• **GIVEN RECORDS**
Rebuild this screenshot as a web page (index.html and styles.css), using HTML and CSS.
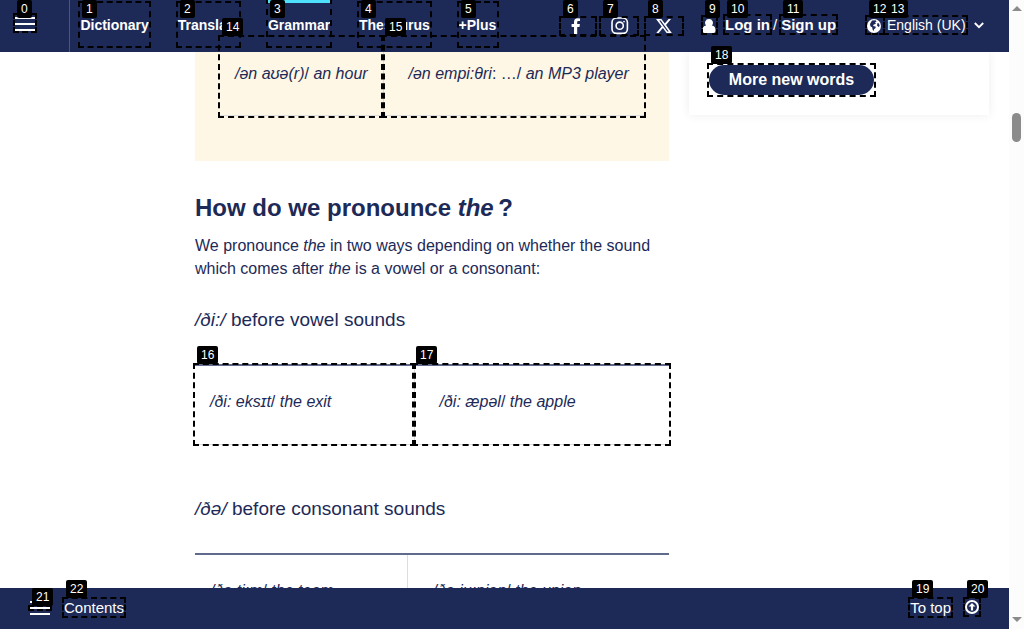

---

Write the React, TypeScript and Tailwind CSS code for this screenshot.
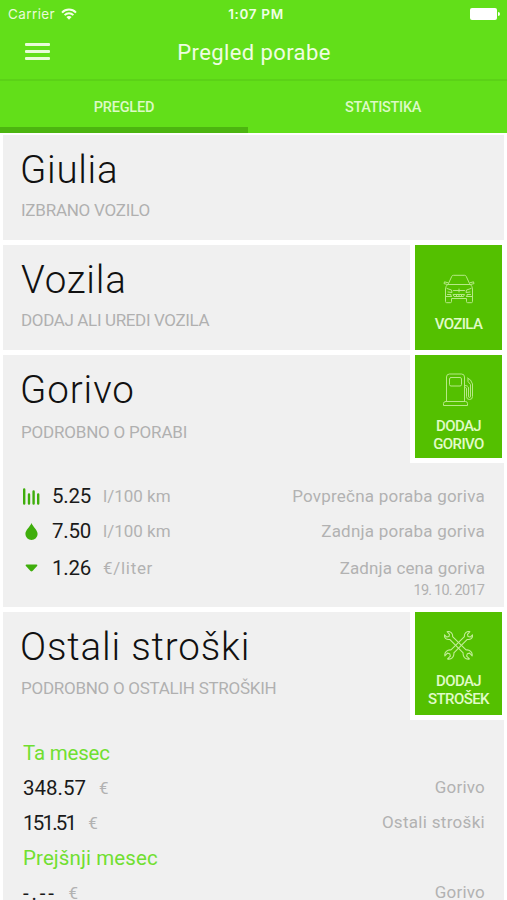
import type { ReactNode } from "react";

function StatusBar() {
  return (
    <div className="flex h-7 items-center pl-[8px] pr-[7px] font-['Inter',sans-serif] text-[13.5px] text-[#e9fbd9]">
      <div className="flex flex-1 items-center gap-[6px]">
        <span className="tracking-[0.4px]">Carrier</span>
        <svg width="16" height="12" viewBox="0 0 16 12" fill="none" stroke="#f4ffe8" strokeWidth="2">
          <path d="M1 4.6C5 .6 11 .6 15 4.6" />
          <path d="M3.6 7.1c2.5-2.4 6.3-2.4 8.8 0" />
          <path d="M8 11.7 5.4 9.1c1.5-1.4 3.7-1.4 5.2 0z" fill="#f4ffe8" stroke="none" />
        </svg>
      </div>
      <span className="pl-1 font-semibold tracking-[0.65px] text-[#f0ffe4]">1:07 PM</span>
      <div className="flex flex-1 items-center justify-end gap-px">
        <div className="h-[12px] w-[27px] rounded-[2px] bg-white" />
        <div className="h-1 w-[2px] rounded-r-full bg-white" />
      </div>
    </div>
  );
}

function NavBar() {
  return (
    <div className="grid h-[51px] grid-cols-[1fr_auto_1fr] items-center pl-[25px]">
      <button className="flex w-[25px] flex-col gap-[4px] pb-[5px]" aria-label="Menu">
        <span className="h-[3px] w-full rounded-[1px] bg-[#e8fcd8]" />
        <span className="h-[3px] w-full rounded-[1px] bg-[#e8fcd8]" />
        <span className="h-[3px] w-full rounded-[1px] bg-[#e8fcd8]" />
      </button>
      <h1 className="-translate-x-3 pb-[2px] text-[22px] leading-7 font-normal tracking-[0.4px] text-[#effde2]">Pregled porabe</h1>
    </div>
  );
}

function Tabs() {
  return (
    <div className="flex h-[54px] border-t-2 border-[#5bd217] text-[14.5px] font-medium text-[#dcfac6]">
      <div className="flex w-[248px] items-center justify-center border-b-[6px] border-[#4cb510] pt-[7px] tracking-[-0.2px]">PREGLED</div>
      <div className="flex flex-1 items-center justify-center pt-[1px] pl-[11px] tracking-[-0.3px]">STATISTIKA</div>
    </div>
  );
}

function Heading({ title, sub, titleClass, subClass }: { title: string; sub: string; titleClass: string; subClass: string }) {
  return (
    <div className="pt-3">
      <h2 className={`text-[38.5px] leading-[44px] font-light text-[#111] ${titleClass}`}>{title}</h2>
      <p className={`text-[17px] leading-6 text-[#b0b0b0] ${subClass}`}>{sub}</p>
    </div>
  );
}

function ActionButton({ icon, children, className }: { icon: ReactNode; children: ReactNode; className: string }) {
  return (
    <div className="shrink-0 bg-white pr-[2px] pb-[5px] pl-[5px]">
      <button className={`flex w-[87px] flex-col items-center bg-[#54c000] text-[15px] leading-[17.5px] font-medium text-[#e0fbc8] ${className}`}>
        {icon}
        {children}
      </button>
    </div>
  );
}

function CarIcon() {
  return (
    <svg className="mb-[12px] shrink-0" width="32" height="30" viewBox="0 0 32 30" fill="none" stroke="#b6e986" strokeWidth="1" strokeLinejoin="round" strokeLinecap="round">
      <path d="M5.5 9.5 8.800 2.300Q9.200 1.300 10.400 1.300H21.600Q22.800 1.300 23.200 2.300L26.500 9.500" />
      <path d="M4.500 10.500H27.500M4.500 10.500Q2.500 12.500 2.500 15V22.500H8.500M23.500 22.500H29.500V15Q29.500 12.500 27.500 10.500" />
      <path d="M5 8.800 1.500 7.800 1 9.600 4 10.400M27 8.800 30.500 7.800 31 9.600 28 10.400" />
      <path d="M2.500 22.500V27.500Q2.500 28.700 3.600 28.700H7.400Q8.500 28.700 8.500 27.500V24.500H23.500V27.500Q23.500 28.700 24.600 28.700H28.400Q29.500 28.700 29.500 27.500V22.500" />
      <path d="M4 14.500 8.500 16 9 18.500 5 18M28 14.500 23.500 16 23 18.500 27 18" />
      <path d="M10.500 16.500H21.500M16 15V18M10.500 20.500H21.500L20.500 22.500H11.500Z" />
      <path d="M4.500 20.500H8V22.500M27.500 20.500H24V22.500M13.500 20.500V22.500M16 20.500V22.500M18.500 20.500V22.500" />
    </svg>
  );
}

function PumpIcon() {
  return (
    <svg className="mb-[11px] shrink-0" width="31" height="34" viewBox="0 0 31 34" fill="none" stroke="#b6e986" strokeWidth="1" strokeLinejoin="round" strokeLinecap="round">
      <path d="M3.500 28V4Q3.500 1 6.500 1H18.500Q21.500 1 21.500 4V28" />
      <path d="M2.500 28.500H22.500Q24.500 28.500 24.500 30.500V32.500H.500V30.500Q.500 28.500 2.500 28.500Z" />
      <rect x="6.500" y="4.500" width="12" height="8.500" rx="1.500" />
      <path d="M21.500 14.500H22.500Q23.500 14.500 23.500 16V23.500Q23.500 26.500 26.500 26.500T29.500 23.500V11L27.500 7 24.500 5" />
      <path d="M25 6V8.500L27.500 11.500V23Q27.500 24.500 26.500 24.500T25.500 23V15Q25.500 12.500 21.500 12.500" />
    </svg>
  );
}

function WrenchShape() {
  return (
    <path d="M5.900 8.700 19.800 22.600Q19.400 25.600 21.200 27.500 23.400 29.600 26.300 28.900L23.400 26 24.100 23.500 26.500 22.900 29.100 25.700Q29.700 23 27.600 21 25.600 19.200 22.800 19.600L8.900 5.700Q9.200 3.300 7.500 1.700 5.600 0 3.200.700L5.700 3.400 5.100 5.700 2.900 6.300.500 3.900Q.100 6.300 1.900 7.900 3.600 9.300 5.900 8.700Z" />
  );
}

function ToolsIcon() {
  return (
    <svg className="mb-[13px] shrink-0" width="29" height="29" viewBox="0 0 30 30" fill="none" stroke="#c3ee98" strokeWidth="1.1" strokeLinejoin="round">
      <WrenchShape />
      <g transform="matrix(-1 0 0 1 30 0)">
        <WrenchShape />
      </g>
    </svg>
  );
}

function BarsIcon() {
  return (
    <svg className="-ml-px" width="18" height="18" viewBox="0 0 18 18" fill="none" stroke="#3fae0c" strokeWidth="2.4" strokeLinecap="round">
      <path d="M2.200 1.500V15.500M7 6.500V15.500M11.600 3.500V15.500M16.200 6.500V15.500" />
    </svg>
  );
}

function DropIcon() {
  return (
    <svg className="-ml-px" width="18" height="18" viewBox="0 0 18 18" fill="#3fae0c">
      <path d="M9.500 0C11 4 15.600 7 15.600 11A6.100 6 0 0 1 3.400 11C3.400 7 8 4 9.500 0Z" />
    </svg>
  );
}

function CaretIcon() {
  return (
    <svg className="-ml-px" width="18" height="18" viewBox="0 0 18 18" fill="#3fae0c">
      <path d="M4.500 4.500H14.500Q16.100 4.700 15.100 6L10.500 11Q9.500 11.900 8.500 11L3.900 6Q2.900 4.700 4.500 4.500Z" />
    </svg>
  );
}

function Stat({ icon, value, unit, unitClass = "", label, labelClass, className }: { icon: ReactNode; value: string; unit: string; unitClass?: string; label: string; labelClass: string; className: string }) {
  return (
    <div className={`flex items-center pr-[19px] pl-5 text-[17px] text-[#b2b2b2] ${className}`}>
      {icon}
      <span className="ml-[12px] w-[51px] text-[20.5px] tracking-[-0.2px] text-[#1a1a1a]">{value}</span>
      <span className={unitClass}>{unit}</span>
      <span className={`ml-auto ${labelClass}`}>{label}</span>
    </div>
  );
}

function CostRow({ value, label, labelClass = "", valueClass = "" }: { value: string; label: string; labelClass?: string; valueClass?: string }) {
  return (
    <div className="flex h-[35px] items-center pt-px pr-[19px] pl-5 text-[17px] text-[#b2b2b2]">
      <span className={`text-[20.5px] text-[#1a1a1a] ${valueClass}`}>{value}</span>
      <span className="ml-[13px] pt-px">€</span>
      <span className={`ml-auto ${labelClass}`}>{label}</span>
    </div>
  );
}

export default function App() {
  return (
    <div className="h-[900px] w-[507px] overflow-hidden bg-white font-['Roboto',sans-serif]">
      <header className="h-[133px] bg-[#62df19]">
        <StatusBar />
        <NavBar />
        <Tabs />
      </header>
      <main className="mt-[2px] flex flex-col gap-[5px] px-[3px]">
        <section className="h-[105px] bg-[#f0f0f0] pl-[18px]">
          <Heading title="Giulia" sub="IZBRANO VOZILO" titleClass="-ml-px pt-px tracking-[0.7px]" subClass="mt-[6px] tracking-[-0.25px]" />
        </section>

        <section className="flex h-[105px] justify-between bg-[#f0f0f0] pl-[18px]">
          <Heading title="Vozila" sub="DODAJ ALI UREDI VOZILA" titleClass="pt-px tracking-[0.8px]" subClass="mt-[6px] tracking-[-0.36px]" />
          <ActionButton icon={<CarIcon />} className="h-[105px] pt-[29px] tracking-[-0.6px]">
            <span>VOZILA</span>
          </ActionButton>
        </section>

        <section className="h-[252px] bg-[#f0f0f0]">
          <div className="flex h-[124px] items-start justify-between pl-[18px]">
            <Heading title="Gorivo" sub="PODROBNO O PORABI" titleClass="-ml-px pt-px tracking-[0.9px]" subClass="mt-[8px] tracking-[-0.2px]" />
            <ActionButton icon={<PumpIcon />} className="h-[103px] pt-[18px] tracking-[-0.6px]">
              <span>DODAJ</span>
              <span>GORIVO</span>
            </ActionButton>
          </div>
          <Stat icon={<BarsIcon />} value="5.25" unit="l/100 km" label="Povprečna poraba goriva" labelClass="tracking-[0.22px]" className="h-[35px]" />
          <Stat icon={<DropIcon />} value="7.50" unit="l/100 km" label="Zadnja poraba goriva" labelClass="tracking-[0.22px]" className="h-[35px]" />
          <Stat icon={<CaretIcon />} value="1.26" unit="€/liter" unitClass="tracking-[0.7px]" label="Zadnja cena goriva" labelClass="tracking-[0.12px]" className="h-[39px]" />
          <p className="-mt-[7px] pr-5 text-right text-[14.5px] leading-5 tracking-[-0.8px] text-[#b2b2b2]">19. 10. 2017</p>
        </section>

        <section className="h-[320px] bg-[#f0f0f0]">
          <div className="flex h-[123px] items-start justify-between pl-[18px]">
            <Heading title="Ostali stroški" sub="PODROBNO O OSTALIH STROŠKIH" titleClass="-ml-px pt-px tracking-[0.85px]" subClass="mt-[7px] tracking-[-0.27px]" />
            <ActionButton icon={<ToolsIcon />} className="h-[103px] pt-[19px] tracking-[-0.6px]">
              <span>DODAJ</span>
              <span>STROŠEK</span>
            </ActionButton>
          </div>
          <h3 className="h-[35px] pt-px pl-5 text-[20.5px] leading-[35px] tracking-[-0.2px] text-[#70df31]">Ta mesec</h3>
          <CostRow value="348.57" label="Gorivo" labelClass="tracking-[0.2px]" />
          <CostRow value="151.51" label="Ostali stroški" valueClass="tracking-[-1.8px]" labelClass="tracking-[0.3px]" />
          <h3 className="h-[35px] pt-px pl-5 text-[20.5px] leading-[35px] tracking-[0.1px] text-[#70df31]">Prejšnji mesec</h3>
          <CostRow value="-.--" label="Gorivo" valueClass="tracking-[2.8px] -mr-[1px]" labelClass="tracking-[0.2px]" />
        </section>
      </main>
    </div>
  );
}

• **CHALLENGE**
Return all lines of the material above in which the word "screenshot" occurs.

• **OUTPUT FOR THIS TASK**
Rebuild this screenshot as a web page (index.html and styles.css), using HTML and CSS.
Write the React, TypeScript and Tailwind CSS code for this screenshot.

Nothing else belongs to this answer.